Go through the data below. List every line that holds the word "page".

GIVEN INFORMATION:
"""

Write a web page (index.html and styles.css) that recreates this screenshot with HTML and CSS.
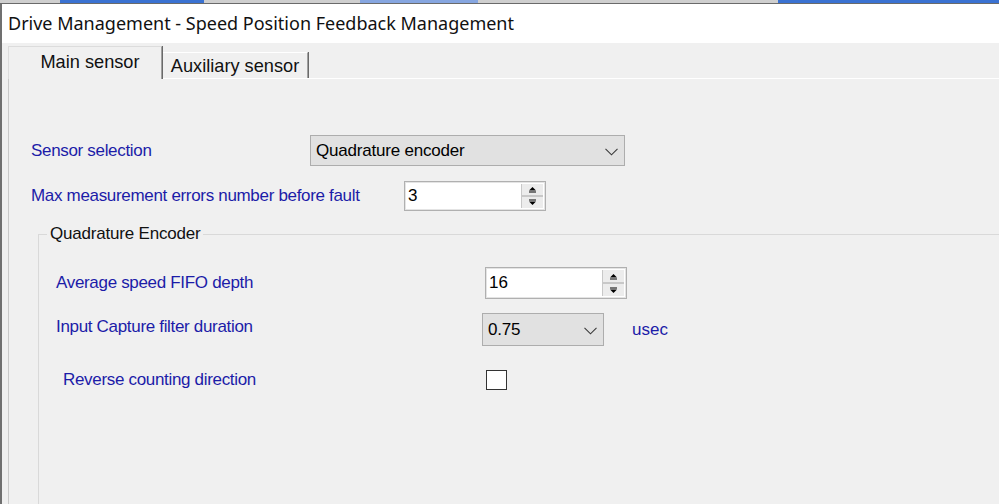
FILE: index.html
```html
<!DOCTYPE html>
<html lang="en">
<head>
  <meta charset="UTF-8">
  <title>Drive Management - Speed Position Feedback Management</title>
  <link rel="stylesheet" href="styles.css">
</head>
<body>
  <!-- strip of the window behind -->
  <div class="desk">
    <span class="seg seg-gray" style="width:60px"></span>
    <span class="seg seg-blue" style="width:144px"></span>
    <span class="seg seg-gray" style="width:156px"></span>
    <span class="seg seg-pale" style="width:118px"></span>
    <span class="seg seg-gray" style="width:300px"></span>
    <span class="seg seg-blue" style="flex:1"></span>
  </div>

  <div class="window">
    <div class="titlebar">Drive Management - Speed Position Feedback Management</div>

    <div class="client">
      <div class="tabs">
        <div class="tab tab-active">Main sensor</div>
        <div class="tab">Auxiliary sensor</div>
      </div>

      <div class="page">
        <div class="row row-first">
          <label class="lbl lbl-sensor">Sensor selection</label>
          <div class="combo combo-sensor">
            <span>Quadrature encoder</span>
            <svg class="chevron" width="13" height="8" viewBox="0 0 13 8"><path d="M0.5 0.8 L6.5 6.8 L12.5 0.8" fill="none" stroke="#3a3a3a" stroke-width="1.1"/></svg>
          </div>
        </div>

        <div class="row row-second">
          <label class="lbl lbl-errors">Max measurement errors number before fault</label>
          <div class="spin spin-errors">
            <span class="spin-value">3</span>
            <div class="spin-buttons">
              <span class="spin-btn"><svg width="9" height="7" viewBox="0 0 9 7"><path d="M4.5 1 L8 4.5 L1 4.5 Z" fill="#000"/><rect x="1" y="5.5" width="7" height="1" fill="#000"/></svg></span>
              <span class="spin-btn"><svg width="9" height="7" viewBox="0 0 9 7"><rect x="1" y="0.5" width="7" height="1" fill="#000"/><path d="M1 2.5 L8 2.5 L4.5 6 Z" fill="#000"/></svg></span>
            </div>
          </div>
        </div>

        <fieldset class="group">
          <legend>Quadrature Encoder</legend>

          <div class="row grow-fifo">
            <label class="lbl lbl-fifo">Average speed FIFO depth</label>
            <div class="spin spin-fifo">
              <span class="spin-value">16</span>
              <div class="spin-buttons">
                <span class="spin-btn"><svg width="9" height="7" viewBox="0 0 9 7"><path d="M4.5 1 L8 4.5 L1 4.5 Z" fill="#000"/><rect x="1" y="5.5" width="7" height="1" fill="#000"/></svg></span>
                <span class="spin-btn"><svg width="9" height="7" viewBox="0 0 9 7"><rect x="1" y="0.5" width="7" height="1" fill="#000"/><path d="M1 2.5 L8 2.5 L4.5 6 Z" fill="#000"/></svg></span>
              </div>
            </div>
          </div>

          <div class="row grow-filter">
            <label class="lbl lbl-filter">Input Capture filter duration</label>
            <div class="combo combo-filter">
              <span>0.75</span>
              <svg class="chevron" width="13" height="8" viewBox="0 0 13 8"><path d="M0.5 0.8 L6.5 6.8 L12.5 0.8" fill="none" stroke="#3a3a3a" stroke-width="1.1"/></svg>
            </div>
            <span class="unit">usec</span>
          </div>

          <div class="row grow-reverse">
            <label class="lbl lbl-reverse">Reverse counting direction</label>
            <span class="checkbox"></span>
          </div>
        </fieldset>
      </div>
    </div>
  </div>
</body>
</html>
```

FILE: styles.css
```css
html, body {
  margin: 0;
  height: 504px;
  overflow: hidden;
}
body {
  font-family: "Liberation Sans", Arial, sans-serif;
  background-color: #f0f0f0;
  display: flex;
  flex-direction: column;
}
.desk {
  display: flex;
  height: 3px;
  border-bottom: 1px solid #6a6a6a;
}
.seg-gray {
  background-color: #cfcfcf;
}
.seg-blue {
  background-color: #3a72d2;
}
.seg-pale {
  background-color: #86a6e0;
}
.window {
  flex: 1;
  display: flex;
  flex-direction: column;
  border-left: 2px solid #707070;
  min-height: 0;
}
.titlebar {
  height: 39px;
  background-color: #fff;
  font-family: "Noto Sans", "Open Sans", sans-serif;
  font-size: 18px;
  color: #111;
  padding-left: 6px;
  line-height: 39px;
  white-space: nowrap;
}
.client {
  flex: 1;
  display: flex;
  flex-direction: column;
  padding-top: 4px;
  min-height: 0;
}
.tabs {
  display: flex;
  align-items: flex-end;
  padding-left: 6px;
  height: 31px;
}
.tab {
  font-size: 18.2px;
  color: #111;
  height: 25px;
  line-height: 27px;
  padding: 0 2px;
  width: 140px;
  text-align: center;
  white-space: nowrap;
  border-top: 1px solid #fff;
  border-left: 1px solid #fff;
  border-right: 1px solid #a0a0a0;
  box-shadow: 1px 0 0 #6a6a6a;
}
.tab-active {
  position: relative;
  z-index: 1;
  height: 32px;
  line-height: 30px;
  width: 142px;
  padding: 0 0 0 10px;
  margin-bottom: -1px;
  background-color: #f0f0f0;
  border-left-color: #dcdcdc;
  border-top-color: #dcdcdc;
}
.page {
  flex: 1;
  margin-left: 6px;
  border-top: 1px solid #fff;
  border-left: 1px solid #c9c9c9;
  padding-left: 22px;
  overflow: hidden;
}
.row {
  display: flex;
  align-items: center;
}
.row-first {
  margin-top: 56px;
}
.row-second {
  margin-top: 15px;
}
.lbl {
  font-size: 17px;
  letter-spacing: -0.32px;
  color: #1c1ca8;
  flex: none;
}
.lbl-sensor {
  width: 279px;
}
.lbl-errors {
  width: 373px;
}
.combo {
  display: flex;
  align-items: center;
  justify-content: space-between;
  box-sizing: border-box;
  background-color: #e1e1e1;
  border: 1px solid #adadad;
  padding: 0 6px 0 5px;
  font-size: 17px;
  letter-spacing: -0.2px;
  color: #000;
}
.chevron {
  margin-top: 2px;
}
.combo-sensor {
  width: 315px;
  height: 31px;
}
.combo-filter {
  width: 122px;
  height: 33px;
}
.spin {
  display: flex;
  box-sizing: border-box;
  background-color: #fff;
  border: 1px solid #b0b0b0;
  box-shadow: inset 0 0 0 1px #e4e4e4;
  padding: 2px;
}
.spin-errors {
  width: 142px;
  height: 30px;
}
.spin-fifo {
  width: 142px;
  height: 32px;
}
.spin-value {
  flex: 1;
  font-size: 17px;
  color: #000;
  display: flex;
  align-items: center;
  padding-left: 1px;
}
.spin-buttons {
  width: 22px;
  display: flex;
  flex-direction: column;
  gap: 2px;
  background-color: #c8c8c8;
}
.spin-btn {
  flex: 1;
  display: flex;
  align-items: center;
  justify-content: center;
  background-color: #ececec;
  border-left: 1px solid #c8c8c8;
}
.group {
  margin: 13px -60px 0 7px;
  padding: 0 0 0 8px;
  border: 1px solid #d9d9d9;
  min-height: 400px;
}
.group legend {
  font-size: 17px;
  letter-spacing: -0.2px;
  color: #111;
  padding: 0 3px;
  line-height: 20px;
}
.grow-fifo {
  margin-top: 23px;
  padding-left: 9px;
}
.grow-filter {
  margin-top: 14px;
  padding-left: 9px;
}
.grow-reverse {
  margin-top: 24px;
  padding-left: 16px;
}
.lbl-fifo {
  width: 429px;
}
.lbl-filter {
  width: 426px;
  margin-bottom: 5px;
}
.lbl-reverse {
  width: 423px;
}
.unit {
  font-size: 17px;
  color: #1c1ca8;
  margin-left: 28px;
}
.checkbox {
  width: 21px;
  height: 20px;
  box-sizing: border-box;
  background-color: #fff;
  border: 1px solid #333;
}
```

"""

COMPLETE ANSWER:
Write a web page (index.html and styles.css) that recreates this screenshot with HTML and CSS.
      <div class="page">
.page {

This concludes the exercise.